Thursday, December 17, 2009

OUR DECLINE AND FALL: Does it have to be this way?

My comment first:

While many areas of our world will see the Church in decline and fall mode, the Catholic Church will survive because our Lord has told us that the gates of hell shall not prevail against her.

Yet, one wonders if all the internal strife and bickering of the last 45 years has not contributed to this "decline and fall." Yes, there are pockets of success here and there, yet overall the best judge of our success is fidelity to our Tradition and secondly the number of people who at least attend Mass on Sunday. Both of these, to our great misfortune, have suffered greatly in the last 45 years.
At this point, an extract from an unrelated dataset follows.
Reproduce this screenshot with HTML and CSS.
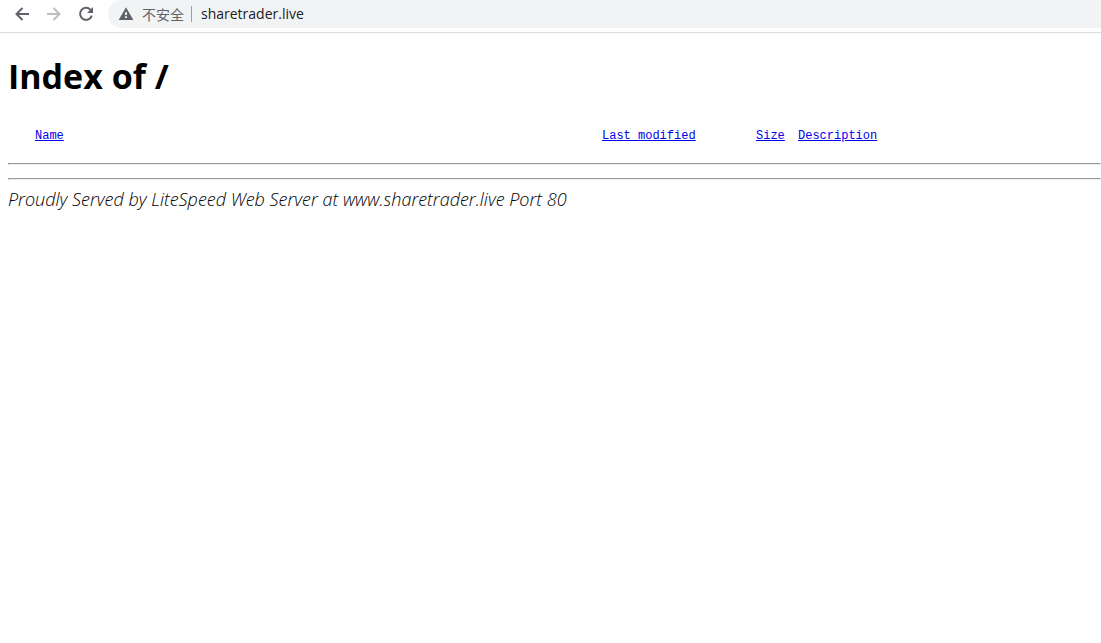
FILE: index.html
```html
<!DOCTYPE html>
<html lang="en">
<head>
    <meta charset="UTF-8">
    <meta name="viewport" content="width=device-width, initial-scale=1.0">
    <title>Index of /</title>
    <link rel="stylesheet" href="styles.css">
</head>
<body>
    <header class="toolbar">
        <button class="nav-button" type="button" aria-label="Back">
            <svg viewBox="0 0 20 20"><path d="M17 10H4.5M10.5 4l-6 6 6 6"/></svg>
        </button>
        <button class="nav-button" type="button" aria-label="Forward" disabled>
            <svg viewBox="0 0 20 20"><path d="M3 10h12.5M9.5 4l6 6-6 6"/></svg>
        </button>
        <button class="nav-button" type="button" aria-label="Reload">
            <svg viewBox="0 0 20 20"><path d="M14.6 5.8A6 6 0 1 0 15.8 11.6"/><path class="head" d="M17 3v6h-6z"/></svg>
        </button>
        <div class="address-bar">
            <button class="security" type="button">
                <svg viewBox="0 0 24 24"><path d="M1 21h22L12 2 1 21zm12.5-3h-3v-2.5h3V18zm0-4.5h-3v-4h3v4z"/></svg>
                <span lang="zh-CN">不安全</span>
            </button>
            <input class="url" type="text" aria-label="Address" value="sharetrader.live">
        </div>
    </header>

    <main class="listing">
        <h1>Index of /</h1>
        <table>
            <thead>
                <tr>
                    <th class="name"><a href="?ND">Name</a></th>
                    <th class="modified"><a href="?MA">Last modified</a></th>
                    <th class="size"><a href="?SA">Size</a></th>
                    <th><a href="?DA">Description</a></th>
                </tr>
            </thead>
        </table>
        <hr>
        <hr>
        <address>Proudly Served by LiteSpeed Web Server at www.sharetrader.live Port 80</address>
    </main>
</body>
</html>
```

FILE: styles.css
```css
* { box-sizing: border-box; }
body {
    margin: 0;
    background: #fff;
    color: #000;
    font-family: "Open Sans", "Noto Sans CJK SC", sans-serif;
}
button, input {
    padding: 0;
    border: none;
    background: none;
    font-family: inherit;
}
.toolbar {
    display: flex;
    align-items: flex-start;
    height: 33px;
    padding-left: 6px;
    border-bottom: 1px solid #dadce0;
}
.nav-button {
    display: flex;
    align-items: center;
    justify-content: center;
    width: 32px;
    height: 28px;
    color: #5f6368;
}
.nav-button svg {
    width: 20px;
    height: 20px;
    fill: none;
    stroke: currentColor;
    stroke-width: 2;
}
.nav-button .head { fill: currentColor; stroke: none; }
.nav-button:disabled { color: #bbbdbf; }
.address-bar {
    display: flex;
    flex: 1;
    align-items: center;
    height: 28px;
    margin-left: 6px;
    padding-left: 10px;
    background: #f1f3f4;
    border-radius: 14px 0 0 14px;
}
.security {
    display: flex;
    align-items: center;
    gap: 8px;
    height: 16px;
    padding-right: 7px;
    border-right: 1px solid #9aa0a6;
    color: #5f6368;
    font-family: "Noto Sans CJK SC", sans-serif;
    font-size: 14px;
    line-height: 14px;
}
.security svg { width: 16px; height: 16px; fill: #5f6368; }
.url {
    flex: 1;
    min-width: 0;
    padding-left: 9px;
    color: #202124;
    font-size: 14px;
    line-height: 20px;
}
.listing { padding: 20px 0 8px 8px; }
h1 {
    margin: 0;
    font-size: 34px;
    font-weight: 700;
    line-height: 46px;
}
table {
    margin: 29px 0 19px;
    border-collapse: collapse;
    font-family: "Liberation Mono", monospace;
    font-size: 12px;
    line-height: 16px;
}
th { padding: 0; font-weight: 400; text-align: left; }
.name { width: 594px; padding-left: 27px; }
.modified { width: 154px; }
.size { width: 42px; }
a { color: #0000ee; }
hr { margin: 0 0 13px; }
hr + hr { margin-bottom: 8px; }
address { font-size: 18px; font-weight: 300; line-height: 22px; }
```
I read recently about a Catholic Church which is trying to emulate (perhaps we should immolate this style by killing and sacrificing it for something better?) the style of non-denominational mega churches. Evidently 45 percent of these mega churches are composed of former Catholics. But instead of copying them, perhaps we should look at why our people have gone to them. Is it just because they have a strong sense of welcome and community or have those who departed us really not been catechized on what we believe. Did they have a Catholic devotional life and if not why? I still maintain if Sunday Mass, clear moral and doctrinal teachings, and a strong devotional life which includes the Rosary, Adoration of the Most Blessed Sacrament and novenas are at the core of a Catholic's life, including frequent confession, the likelihood of these Catholics departing the Church would be almost non existent.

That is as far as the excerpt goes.